Judgement Day: Raab report lands on Prime Minister’s desk
This morning, Rishi Sunak received the long-awaited report on bullying claims against Justice Secretary and Deputy Prime Minister Dominic Raab MP.
Raab has been under investigation since November after Rishi Sunak appointed Adam Tolley KC, a senior employment lawyer, to examine eight accusations against Raab. The report’s scope spans more than just Raab’s time at the MoJ, with his time as Foreign Secretary and Secretary of State at the now-disbanded Department for Exiting the European Union also being considered.
The long-running investigation into Raab has been high profile. For months, various allegations have appeared in the media, including the now infamous salad throwing, along with more serious reports that Raab left civil servants in tears and feeling “demoralised” and “worthless.” Many commentators and even some Conservative MPs have suggested that the scale and publicity surrounding the accusations against Raab make it almost impossible for him to continue in his role.
Raab, for his part, has always denied the allegations, saying he has “behaved professionally at all times” and that “if any allegation is upheld, I would resign.”
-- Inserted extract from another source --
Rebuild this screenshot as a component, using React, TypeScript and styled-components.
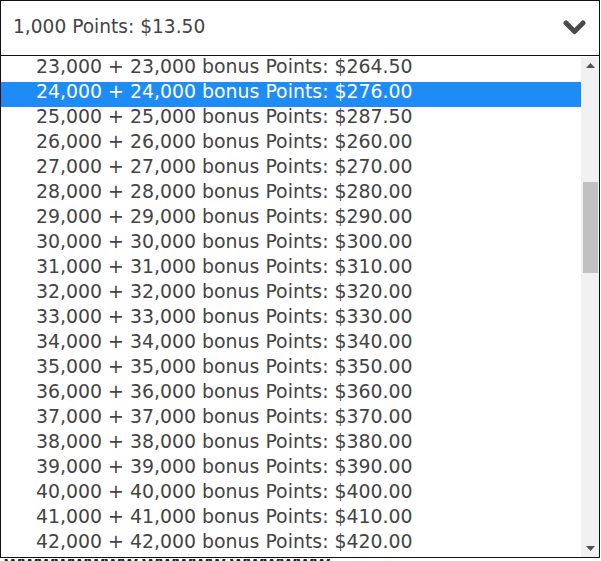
import React from "react";
import styled, { createGlobalStyle } from "styled-components";

const Global = createGlobalStyle`
  html, body { margin: 0; padding: 0; background: #fff; }
  body { font-family: "DejaVu Sans", sans-serif; }
`;

const Page = styled.div`
  width: 601px;
  height: 561px;
  overflow: hidden;
  background: #fff;
`;

const SelectBox = styled.div`
  box-sizing: border-box;
  width: 600px;
  height: 56px;
  border: 1px solid #111;
  display: flex;
  align-items: center;
  justify-content: space-between;
  padding: 0 13px 0 12px;
  color: #444;
  font-size: 18.6px;
  line-height: 22px;
`;

const SelectLabel = styled.span`
  padding-bottom: 2px;
`;

const Popup = styled.div`
  box-sizing: border-box;
  width: 600px;
  height: 502px;
  border: 1px solid #111;
  border-top: none;
  padding-top: 1px;
  display: flex;
`;

const List = styled.ul`
  list-style: none;
  margin: 0;
  padding: 0;
  flex: 1;
`;

const Option = styled.li<{ $active?: boolean }>`
  box-sizing: border-box;
  height: 25px;
  padding: 0 0 0 35px;
  font-size: 18.9px;
  line-height: 19px;
  white-space: nowrap;
  color: ${(p) => (p.$active ? "#fff" : "#444")};
  background: ${(p) => (p.$active ? "#1e8bf7" : "transparent")};
`;

const Scrollbar = styled.div`
  width: 18px;
  background: #f1f1f1;
  display: flex;
  flex-direction: column;
  align-items: stretch;
`;

const ArrowButton = styled.div`
  height: 17px;
  display: flex;
  align-items: center;
  justify-content: center;
`;

const Track = styled.div`
  flex: 1;
  display: flex;
  flex-direction: column;
  padding: 0 1px 0 2px;
`;

const Thumb = styled.div`
  height: 91px;
  background: #c1c1c1;
`;

const Behind = styled.div`
  font-family: "DejaVu Sans", sans-serif;
  font-weight: bold;
  font-size: 16px;
  line-height: 16px;
  color: #222;
  white-space: nowrap;
  padding-left: 4px;
  letter-spacing: -1px;
`;

const rows = Array.from({ length: 20 }, (_, i) => 23 + i);
const price = (k: number) => {
  if (k === 23) return "264.50";
  if (k === 24) return "276.00";
  if (k === 25) return "287.50";
  return `${k * 10}.00`;
};

const Chevron = () => (
  <svg width="23" height="16" viewBox="0 0 23 16">
    <polyline
      points="3,3 11.5,11.5 20,3"
      fill="none"
      stroke="#4a4a4a"
      strokeWidth="5"
      strokeLinecap="round"
      strokeLinejoin="round"
    />
  </svg>
);

const Tri = ({ up }: { up?: boolean }) => (
  <svg width="9" height="5" viewBox="0 0 9 5">
    <polygon points={up ? "0,5 4.5,0 9,5" : "0,0 4.5,5 9,0"} fill="#505050" />
  </svg>
);

export default function App() {
  return (
    <Page>
      <Global />
      <SelectBox>
        <SelectLabel>1,000 Points: $13.50</SelectLabel>
        <Chevron />
      </SelectBox>
      <Popup>
        <List>
          {rows.map((k) => (
            <Option key={k} $active={k === 24}>
              {`${k},000 + ${k},000 bonus Points: $${price(k)}`}
            </Option>
          ))}
        </List>
        <Scrollbar>
          <ArrowButton>
            <Tri up />
          </ArrowButton>
          <Track>
            <div style={{ height: 108 }} />
            <Thumb />
          </Track>
          <ArrowButton>
            <Tri />
          </ArrowButton>
        </Scrollbar>
      </Popup>
      <Behind>WWWWWWWW WWWWW WWWWWW</Behind>
    </Page>
  );
}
However, this is where this report gets complicated and is not clear-cut. For example, when Sunak sacked former Cabinet member Nadhim Zahwai, it was because he was found to have breached the ministerial code and therefore had to go. It was a simple case of right and wrong. This report will not provide the Prime Minister with a definitive yes or no as to whether Raab has breached the ministerial code; instead, it is for the PM to decide if he believes that Raab’s actions account to behaviour that does match the standards required for public office.
This decision will not be an easy one for Sunak. Raab is Sunak’s trusted Lieutenant and long-term ally. Sunak brought Raab back in from the cold when he became PM in October, and Raab campaigned loyally for Sunak during last summer’s leadership election. Raab is not someone Sunak wants to lose.
Nevertheless, after six months of steadying the ship and narrowing the polls, is it wise for Sunak to create a political issue out of the report? Especially when it emerged this week that Sunak himself had been referred to the Parliamentary Standards Commission over a potential breach of transparency rules relating to his links to a childcare firm in which his wife is an investor. It is also the third propriety investigation into Sunak, and deciding to back Raab opens the government up to attacks that sleaze has returned to No 10, something the PM said in his maiden address to the nation he was desperate to stamp out, promising to be a Prime Minister of “integrity and accountability.”
So ultimately, the PM has a tough decision to make.
Raab’s future remains firmly in the balance at the time of writing. Downing Street has said the PM will carefully consider the report’s findings before coming to a judgement. Still, No 10 will not want this story to rumble on, so expect an announcement sometime in the not-too-distant future.